Fair treatment of vulnerable customers

The FCA defines a vulnerable customer as someone who, due to their personal circumstances, is especially susceptible to harm, particularly when a firm is not acting with appropriate levels of care.[4]

The FCA guidance on the fair treatment of vulnerable customers is intended to supplement the principles for business. A bank account holder can complain to the Financial Ombudsman Service about unfair treatment and other breaches of the principles.

The FCA has identified four drivers of vulnerability.

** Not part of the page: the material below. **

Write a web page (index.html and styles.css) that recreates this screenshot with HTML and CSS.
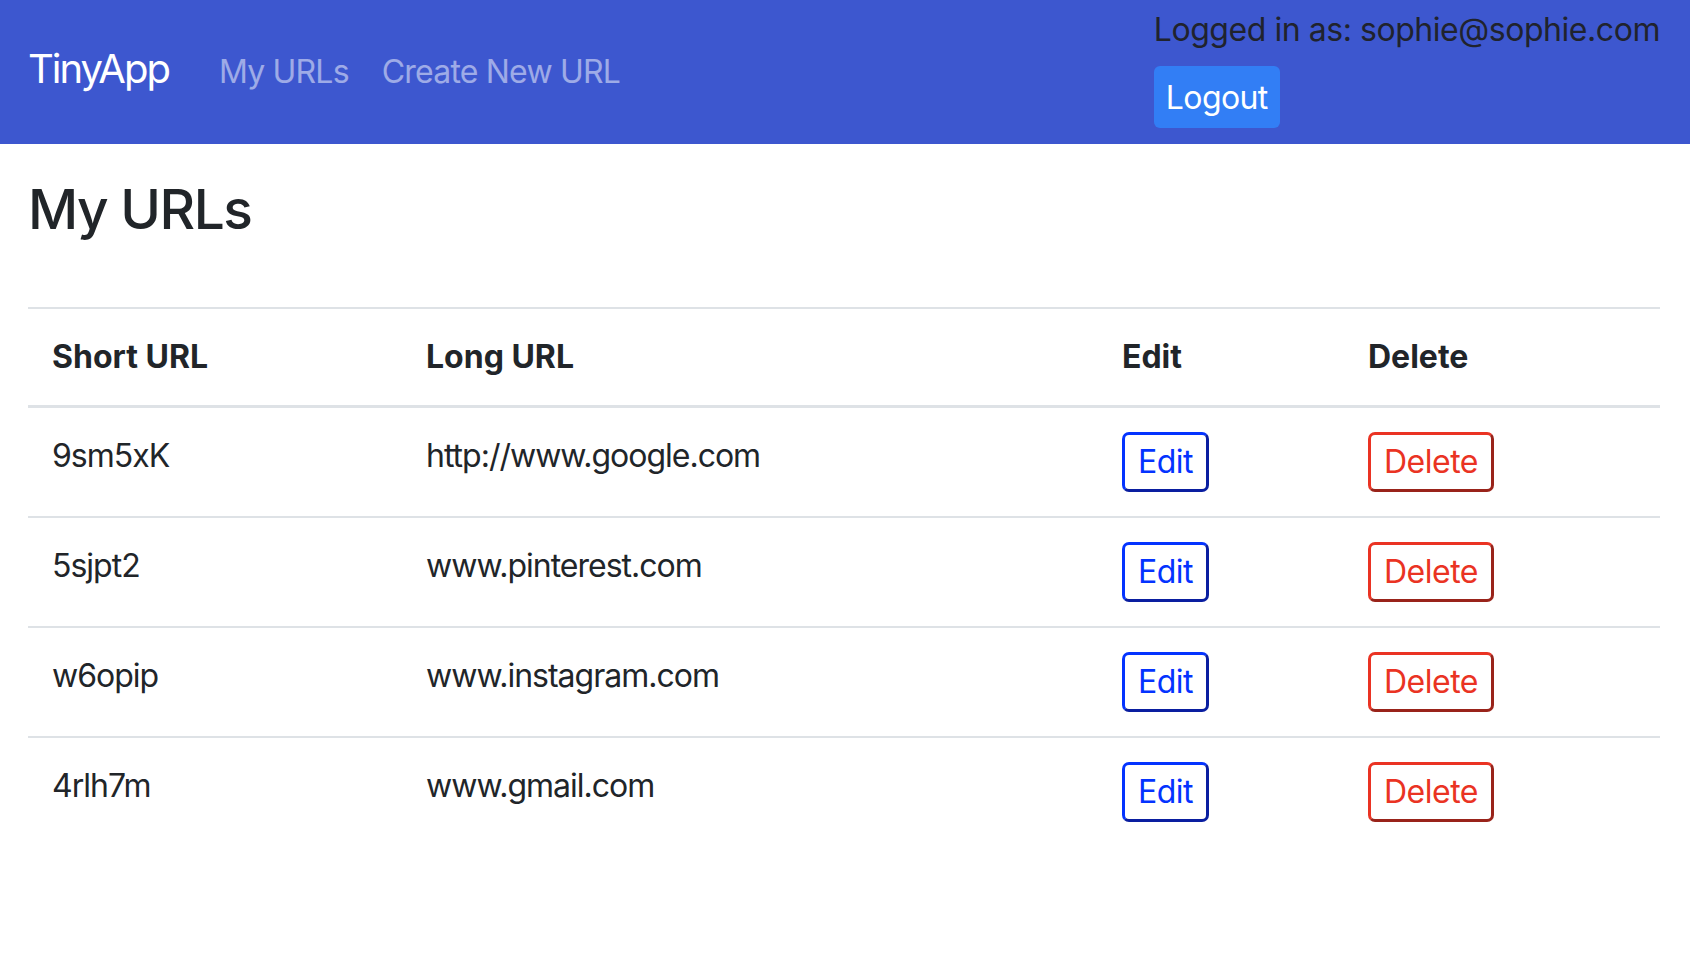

They are health, life events, resilience, and capability.


A bank account holder could be a vulnerable customer on health grounds for reasons including:

  • a physical impairment or illness

  • a mental health or mental capacity impairment

  • an addiction

Life events

A life event could result in a bank account holder being a vulnerable customer for reasons including:

  • bereavement

  • domestic abuse

  • relationship breakdown

  • migration, seeking asylum, and human trafficking


A bank account holder could be a vulnerable customer for reasons of lowered resilience including:

  • inadequate or erratic income

  • over-indebtedness

  • low emotional resilience


A bank account holder could be a vulnerable customer for reasons of reduced capability including:

  • poor literacy or numeracy

  • inability to read, write or understand English

  • poor or non-existent digital skills

  • low financial literacy

Debt and budgeting advice

A specialist debt adviser could help someone with budgeting and financial advice. Online tools include budget planners and template letters.

Find out more about where to get debt and money advice.

Last updated: 10 January 2023


  • [1]

    JMLSG guidance, July 2022, Part I, 5.3.97 - 5.3.101 and 5.3.116.

  • [2]

    PRIN 2.1, FCA Handbook.

  • [3]

    BCOBS 4.1, FCA Handbook.

  • [4]

    FG/21 FCA guidance on the fair treatment of vulnerable customers, February 2021.